Political scientist Anselm Rink points me to this paper by economist Alwyn Young which is entitled, “Channelling Fisher: Randomization Tests and the Statistical Insignificance of Seemingly Significant Experimental Results,” and begins,
I [Young] follow R.A. Fisher’s The Design of Experiments, using randomization statistical inference to test the null hypothesis of no treatment effect in a comprehensive sample of 2003 regressions in 53 experimental papers drawn from the journals of the American Economic Association. Randomization tests reduce the number of regression specifications with statistically significant treatment effects by 30 to 40 percent. An omnibus randomization test of overall experimental significance that incorporates all of the regressions in each paper finds that only 25 to 50 percent of experimental papers, depending upon the significance level and test, are able to reject the null of no treatment effect whatsoever. Bootstrap methods support and confirm these results.
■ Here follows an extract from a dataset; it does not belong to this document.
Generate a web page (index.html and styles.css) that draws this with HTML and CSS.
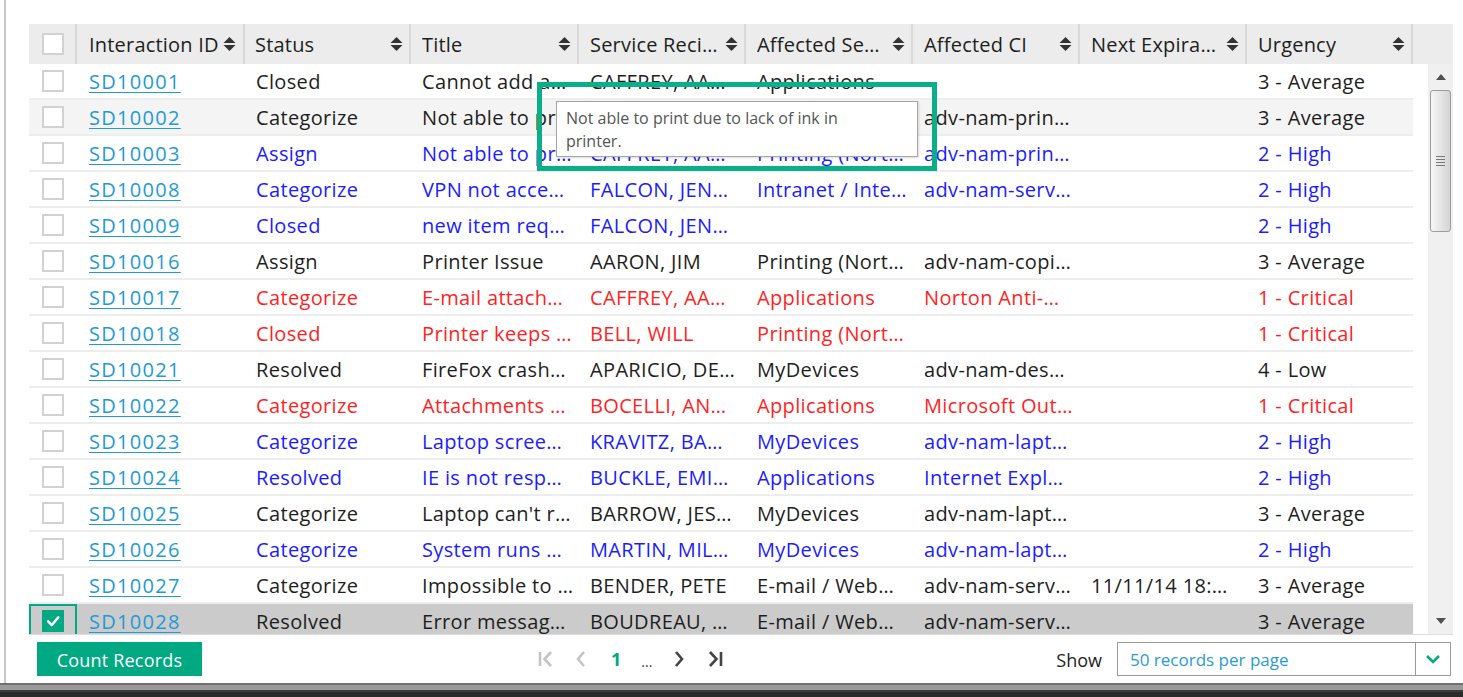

This is all fine, I’m supportive of the general point, but it seems to that the title of this paper is slightly misleading, as the real difference here comes not from the randomization but from the careful treatment of the multiple comparisons problem. All this stuff about randomization and bootstrap is kind of irrelevant. I mean, sure, it’s fine if you have nothing better to do, if that’s what it takes to convince you and you don’t take it too seriously, but that’s not where the real juice is coming from. So maybe Young could take the same paper and replace “randomization tests” and “randomization inference” by “multiple comparisons corrections” throughout.